Ron Paul is wrong on this, just as he is on most issues. All he offers is simplistic, wrong headed plattitudes and no ideas. To constantly argue something is bad or unconstitutional because it is not listed specifically in the document is ignorant.
Another bad argument is often made when someone prefaces their statement with "The founding fathers believed..." this or that. That's a load of bunkum. The founding fathers were every bit as contentious as today's politicians but they found ways to compromise, some of which were not so good, but they moved the business of the nation forward. The way Ron Paul talks it seems he believes that we should be a nation no longer.

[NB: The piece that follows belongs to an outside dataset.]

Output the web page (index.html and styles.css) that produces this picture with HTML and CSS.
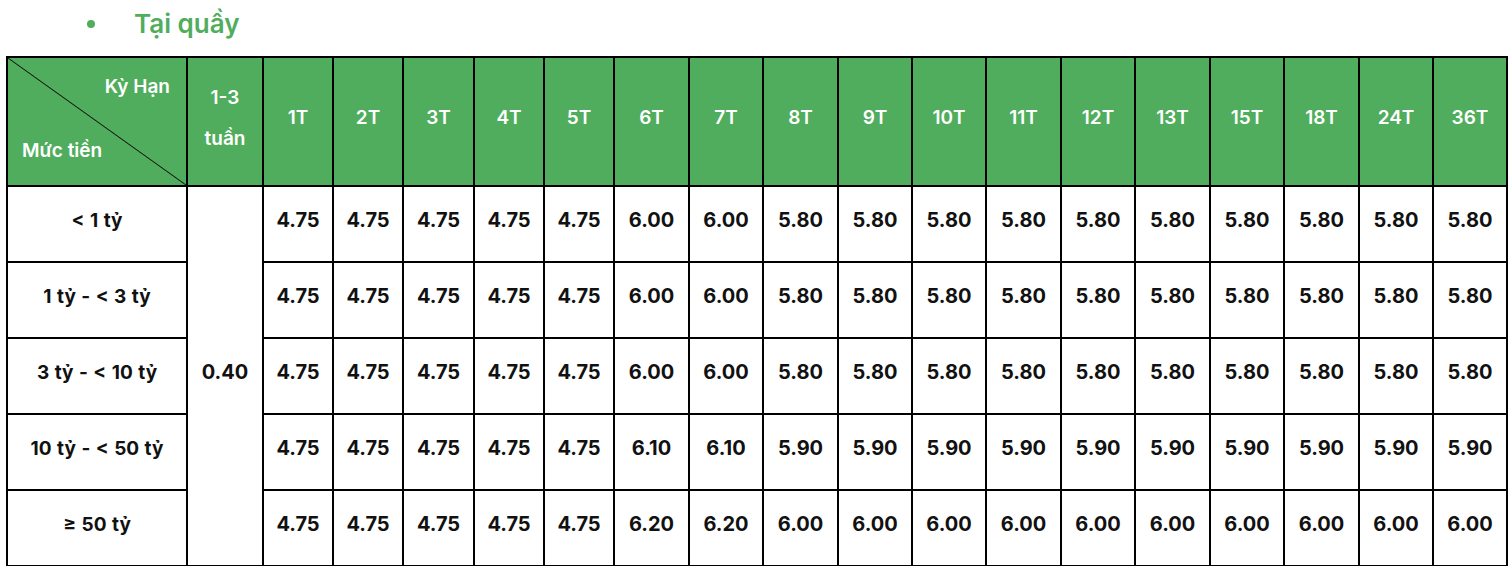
FILE: index.html
```html
<!DOCTYPE html>
<html lang="vi">
<head>
<meta charset="utf-8">
<title>Tại quầy</title>
<link rel="stylesheet" href="styles.css">
</head>
<body>
<ul class="section-list">
  <li class="section-item"><span class="dot"></span><span class="section-title">Tại quầy</span></li>
</ul>
<table class="rates">
  <colgroup>
    <col class="c-label">
    <col class="c-week">
    <col class="c-s"><col class="c-s"><col class="c-s71"><col class="c-s"><col class="c-s">
    <col class="c-w75"><col class="c-w74"><col class="c-w75"><col class="c-w74"><col class="c-w74"><col class="c-w75"><col class="c-w74"><col class="c-w75"><col class="c-w74"><col class="c-w75"><col class="c-w74"><col class="c-w74">
  </colgroup>
  <thead>
    <tr class="head-row">
      <th class="corner">
        <div class="corner-top">Kỳ Hạn</div>
        <div class="corner-bottom">Mức tiền</div>
      </th>
      <th><span class="two-line">1-3<br>tuần</span></th>
      <th>1T</th><th>2T</th><th>3T</th><th>4T</th><th>5T</th><th>6T</th><th>7T</th><th>8T</th><th>9T</th><th>10T</th><th>11T</th><th>12T</th><th>13T</th><th>15T</th><th>18T</th><th>24T</th><th>36T</th>
    </tr>
  </thead>
  <tbody>
    <tr>
      <td class="label">&lt; 1 tỷ</td>
      <td class="week" rowspan="5">0.40</td>
      <td>4.75</td><td>4.75</td><td>4.75</td><td>4.75</td><td>4.75</td><td>6.00</td><td>6.00</td><td>5.80</td><td>5.80</td><td>5.80</td><td>5.80</td><td>5.80</td><td>5.80</td><td>5.80</td><td>5.80</td><td>5.80</td><td>5.80</td>
    </tr>
    <tr>
      <td class="label">1 tỷ - &lt; 3 tỷ</td>
      <td>4.75</td><td>4.75</td><td>4.75</td><td>4.75</td><td>4.75</td><td>6.00</td><td>6.00</td><td>5.80</td><td>5.80</td><td>5.80</td><td>5.80</td><td>5.80</td><td>5.80</td><td>5.80</td><td>5.80</td><td>5.80</td><td>5.80</td>
    </tr>
    <tr>
      <td class="label">3 tỷ - &lt; 10 tỷ</td>
      <td>4.75</td><td>4.75</td><td>4.75</td><td>4.75</td><td>4.75</td><td>6.00</td><td>6.00</td><td>5.80</td><td>5.80</td><td>5.80</td><td>5.80</td><td>5.80</td><td>5.80</td><td>5.80</td><td>5.80</td><td>5.80</td><td>5.80</td>
    </tr>
    <tr>
      <td class="label">10 tỷ - &lt; 50 tỷ</td>
      <td>4.75</td><td>4.75</td><td>4.75</td><td>4.75</td><td>4.75</td><td>6.10</td><td>6.10</td><td>5.90</td><td>5.90</td><td>5.90</td><td>5.90</td><td>5.90</td><td>5.90</td><td>5.90</td><td>5.90</td><td>5.90</td><td>5.90</td>
    </tr>
    <tr>
      <td class="label">≥ 50 tỷ</td>
      <td>4.75</td><td>4.75</td><td>4.75</td><td>4.75</td><td>4.75</td><td>6.20</td><td>6.20</td><td>6.00</td><td>6.00</td><td>6.00</td><td>6.00</td><td>6.00</td><td>6.00</td><td>6.00</td><td>6.00</td><td>6.00</td><td>6.00</td>
    </tr>
  </tbody>
</table>
</body>
</html>
```
FILE: styles.css
```css
html, body {
  margin: 0;
  padding: 0;
  background: #ffffff;
}
body {
  font-family: "Inter", "Noto Sans", sans-serif;
  color: #111111;
}
.section-list {
  list-style: none;
  margin: 0;
  padding: 8px 0 0 87px;
}
.section-item {
  display: flex;
  align-items: center;
  height: 32px;
}
.dot {
  width: 8px;
  height: 8px;
  border-radius: 50%;
  background: #50ad5d;
  margin-right: 39px;
}
.section-title {
  font-size: 26px;
  font-weight: 600;
  color: #50ad5d;
  line-height: 32px;
}
.rates {
  margin: 16px 0 0 6px;
  border-collapse: separate;
  border-spacing: 0;
  table-layout: fixed;
  width: 1502px;
  border-top: 2px solid #000;
  border-left: 2px solid #000;
}
.c-label { width: 180px; }
.c-week { width: 76px; }
.c-s { width: 70px; }
.c-s71 { width: 71px; }
.c-w75 { width: 75px; }
.c-w74 { width: 74px; }
.rates th, .rates td {
  border-right: 2px solid #000;
  border-bottom: 2px solid #000;
  padding: 0 0 8px 0;
  text-align: center;
  vertical-align: middle;
}
.rates th {
  background: #50ad5d;
  color: #ffffff;
  font-size: 19px;
  font-weight: 600;
}
.head-row { height: 129px; }
.rates tbody tr { height: 76px; }
.rates td {
  font-size: 20px;
  font-weight: 700;
  color: #111111;
}
.rates td.label {
  font-size: 19px;
  word-spacing: 1px;
}
.two-line {
  display: inline-block;
  line-height: 41px;
}
.rates th.corner {
  vertical-align: top;
  padding: 18px 16px 0 14px;
  background: linear-gradient(to top right, transparent calc(50% - 0.9px), #111 50%, transparent calc(50% + 0.9px)), #50ad5d;
}
.corner-top {
  text-align: right;
  line-height: 22px;
}
.corner-bottom {
  text-align: left;
  line-height: 22px;
  margin-top: 42px;
}
```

There are many arguments opposing such jurists as Robert Bork, Antonin Scalia and others who argue the dis-credited view that the Constitution should be interpreted in accordance with the "original intent of the framers" as if they were able to somehow divine a collective mind at work in the long ago Constitutional Convention.
A good argument against such backwards looking thought may found in the words of Alexander Hamilton writing in The Federalist, #34.

Excerpt from The Federalist, #34
(Alexander Hamilton)
To form a more precise judgment of the true merits of this question, it will be well to advert to the proportion between the objects that will require a federal provision in respect to revenue, and those which will require a State provision. We shall discover that the former are altogether unlimited, and that the latter are circumscribed within very moderate bounds. In pursuing this inquiry, we must bear in mind that we are not to confine our view to the present period, but to look forward to remote futurity. Constitutions of civil government are not to be framed upon a calculation of existing exigencies, but upon a combination of these with the probable exigencies of ages, according to the natural and tried course of human affairs. Nothing, therefore, can be more fallacious than to infer the extent of any power, proper to be lodged in the national government, from an estimate of its immediate necessities. There ought to be a CAPACITY to provide for future contingencies as they may happen; and as these are illimitable in their nature, it is impossible safely
to limit that capacity. It is true, perhaps, that a computation might be made with sufficient accuracy to answer the purpose of the quantity of revenue requisite to discharge the subsisting engagements of the Union, and to maintain those establishments which, for some time to come, would suffice in time of peace. But would it be wise, or would it not rather be the extreme of folly, to stop at this point, and to leave the government intrusted with the care of the national defense in a state of absolute incapacity to provide for the protection of the community against future invasions of the public peace, by foreign war or domestic convulsions? If, on the contrary, we ought to exceed this point, where can we stop, short of an indefinite power of providing for emergencies as they may arise? Though it is easy
to assert, in general terms, the possibility of forming a rational judgment of a due provision against probable dangers, yet we may safely challenge those who make the assertion to bring forward their data, and may affirm that they would be found as vague and uncertain as any that could be produced to establish the probable duration of the world.
Observations confined to the mere prospects of internal attacks can deserve no weight; though even these will admit of no satisfactory calculation: but if we mean to be a commercial people, it must form a part of our policy to be able one day to defend that commerce. The support of a navy and of naval wars would involve contingencies that must baffle all the efforts of political arithmetic.